Nostalgic Risks

Having been taught long ago to live in the present, I find fondness for nostalgia puzzling. It has always been seen by me as a benign appreciation of the past. Or so it was until I read a story by Kim Stanley Robinson "The Lucky Strike" in The Best Alternate History Stories of the 20th Century edited by Harry Turtledove. The protagonist, a reluctant soldier, looks upon the future of men whose most vital experiences were honed by war.

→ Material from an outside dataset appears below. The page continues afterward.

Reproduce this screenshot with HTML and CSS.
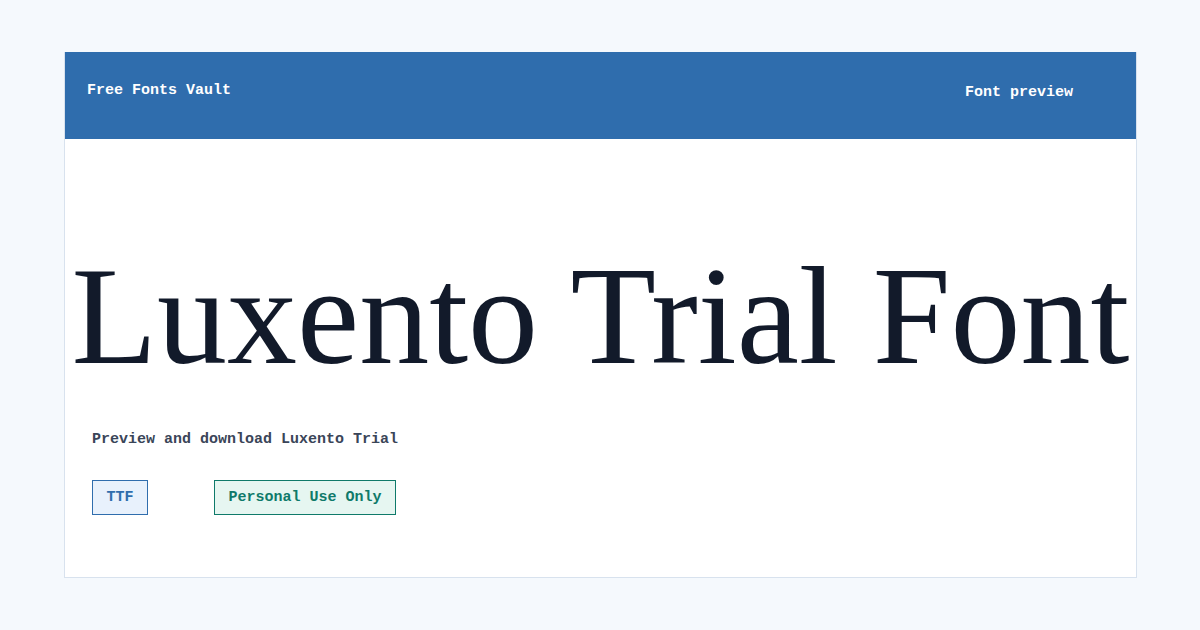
FILE: index.html
```html
<!DOCTYPE html>
<html>
<head>
    <meta charset="UTF-8">
    <title>Luxento Trial Font - Free Fonts Vault</title>
    <link rel="stylesheet" href="styles.css">
</head>
<body>
    <div class="card">
        <div class="header">
            <div class="brand">Free Fonts Vault</div>
            <div class="crumb">Font preview</div>
        </div>
        <div class="sample">Luxento Trial Font</div>
        <div class="info">
            <p class="lead">Preview and download Luxento Trial</p>
            <div class="tags">
                <span class="tag tag-format">TTF</span>
                <span class="tag tag-licence">Personal Use Only</span>
            </div>
        </div>
    </div>
</body>
</html>
```

FILE: styles.css
```css
body {
    background-color: #f5f9fd;
    margin: 0;
    padding: 52px 63px 0 64px;
    font-family: "Liberation Mono", "DejaVu Sans Mono", monospace;
    font-size: 15px;
    font-weight: bold;
}
.card {
    height: 526px;
    background: #fff;
    border: 1px solid #d8e2ee;
    border-top: 0;
    box-sizing: border-box;
    overflow: hidden;
}
.header {
    height: 87px;
    background: #2f6dad;
    color: #fff;
    display: flex;
    justify-content: space-between;
    padding: 0 64px 0 23px;
    margin: 0 -1px;
}
.brand {
    padding-top: 30px;
}
.crumb {
    padding-top: 32px;
}
.sample {
    font-family: "Liberation Serif", serif;
    font-size: 140px;
    font-weight: normal;
    line-height: 1;
    color: #121a2a;
    text-align: center;
    white-space: nowrap;
    margin-top: 107px;
}
.info {
    padding: 0 27px;
}
.lead {
    margin: 45px 0 0;
    color: #3a4558;
}
.tags {
    display: flex;
    gap: 66px;
    margin-top: 32px;
}
.tag {
    display: inline-block;
    padding: 8px 13.5px;
    border: 1px solid;
    line-height: 17px;
}
.tag-format {
    color: #2f6dad;
    background: #e8f1fc;
    border-color: #2f6dad;
}
.tag-licence {
    color: #0f7a6a;
    background: #e6f6f1;
    border-color: #0f7a6a;
}
```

His mind spun forward and he saw what these young men would grow up to be like as clearly as if they stood before him in businessmen's suits, prosperous and balding. They would be tough and capable and thoughtless, and as the years passed and the great war receded in time they would look back on it with ever-increasing nostalgia, for they would be the survivors and not the dead. Every year of this war would feel like ten in their memories, so that the war would always remain the central experience of their lives — a time when history lay palpable in their hands, when each of their daily acts affected it, when moral issues were simple, and others told them what to do — so that as more years passed and the survivors aged, bodies falling apart, lives in one rut or another, they would unconsciously push harder and harder to thrust the world into war again, thinking somewhere inside themselves that if they could only return to world war then they would magically be again as they were in the last one — young, and free, and happy. And by that time they would hold the positions of power, they would be capable of doing it. […] And to what end? To what end? So that the old men could hope to become magically young again. Nothing more sane than that.
Ah, sanity. I think I will stick with my present madness for the present.